In October 2011, the Nobel Prize in Physics was awarded to Saul Perlmutter, Brian Schmidt, and Adam Riess, three of the main figures discussed in the book for the primary discovery that is the topic of The 4 Percent Universe.

==Content==
The book's namesake comes from the scientific confusion over how ordinary matter makes up only four percent of the mass–energy in the universe, with the rest consisting of mysterious dark matter and dark energy that are both invisible and almost impossible to detect. It is due to dark matter that galaxies are able to keep their shape, with the mass of dark matter creating enough gravitational force to hold the stars that make up a galaxy together. Dark energy, however, is a substance or force responsible for the accelerating expansion of the universe over time.

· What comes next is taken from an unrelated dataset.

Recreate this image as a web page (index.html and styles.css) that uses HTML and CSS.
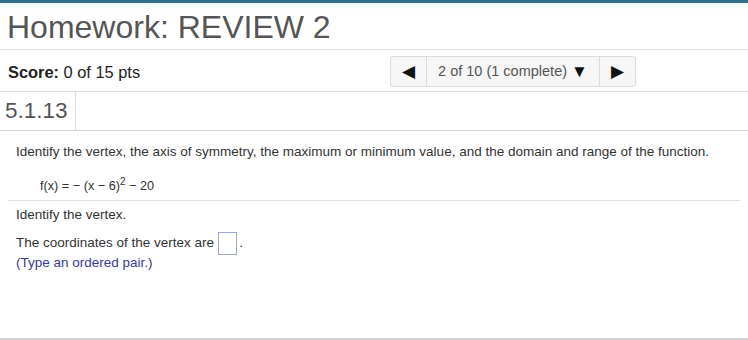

The significant focus of The 4 Percent Universe is on the developments of astronomical science in the 20th century, including the formation of the expanding universe theory by Edwin Hubble in the 1930s. This model, when used in conjunction with Albert Einstein's general relativity helped in the creation of the Big Bang model and the later discovery of the cosmic background radiation in the 1960s. In following this history, Panek also discusses the flaws and missing pieces in the theories and the quest by two major scientific groups to discover the reason for the expansion of the universe not matching the models as expected. The book discusses the science behind the idea of dark matter being made up of weakly interacting massive particles and how scientists tried to determine the existence of dark energy from the 1990s and onward. The two groups involved in this research were the Supernova Cosmology Project headed by Saul Perlmutter and the High-Z Supernova Search Team headed by Brian Schmidt, both of which were involved in pioneering the use of Type Ia supernovae as standard candles for determining the variation in the universe's rate of expansion over its history, which in turn allows prediction of its future expansion.

==Style==
Salons Laura Miller described Panek and his writing style as a "wondrously clear explicator of some thorny concepts". Writing a review for Science News magazine, Ron Cowen commented that Panek "writes eloquently about the mind-bending search for meaning in a universe dominated by stuff no one can see", while he also "weaves together concepts from particle physics, relativity, quantum mechanics and cosmology with personal portraits of astronomers". Andrew I. Oakes wrote in The Journal of the Royal Astronomical Society of Canada that the book's "logical approach to storytelling and its clear writing style foster a very manageable and entertaining read".

==Critical reception==
Kirkus Reviews described the book as having "vivid sketches of scientists, lucid explanations of their work and revealing descriptions of the often stormy rivalry that led to this scientific revolution, usually a media cliché, but not in this case." Choice magazine reviewer C. G. Wood rated the work as "highly recommended" and noted that while Panek "does not shortchange the science", the book mainly "concentrates on the personalities of those involved in the highly personal and sometimes bitter rivalry". The convoluted nature and number of scientists, organizations, and events involved in the book's topic is pointed out by Carl Zimmer in writing for The Washington Post, who stated that "Panek's passion for the mysteries of dark matter and dark energy wins the day" and that the premise "succeeds because he recognizes that he's writing not just about red shifts and supernovae, but about people". In a special for The Dallas Morning News, author Fred Bortz commended how Panek takes the complicated scientific nature of the book's topic and "weaves that science into a compelling narrative of a quest full of technological challenges, unexpected turns and expected human rivalries over high stakes, including perhaps a future Nobel Prize."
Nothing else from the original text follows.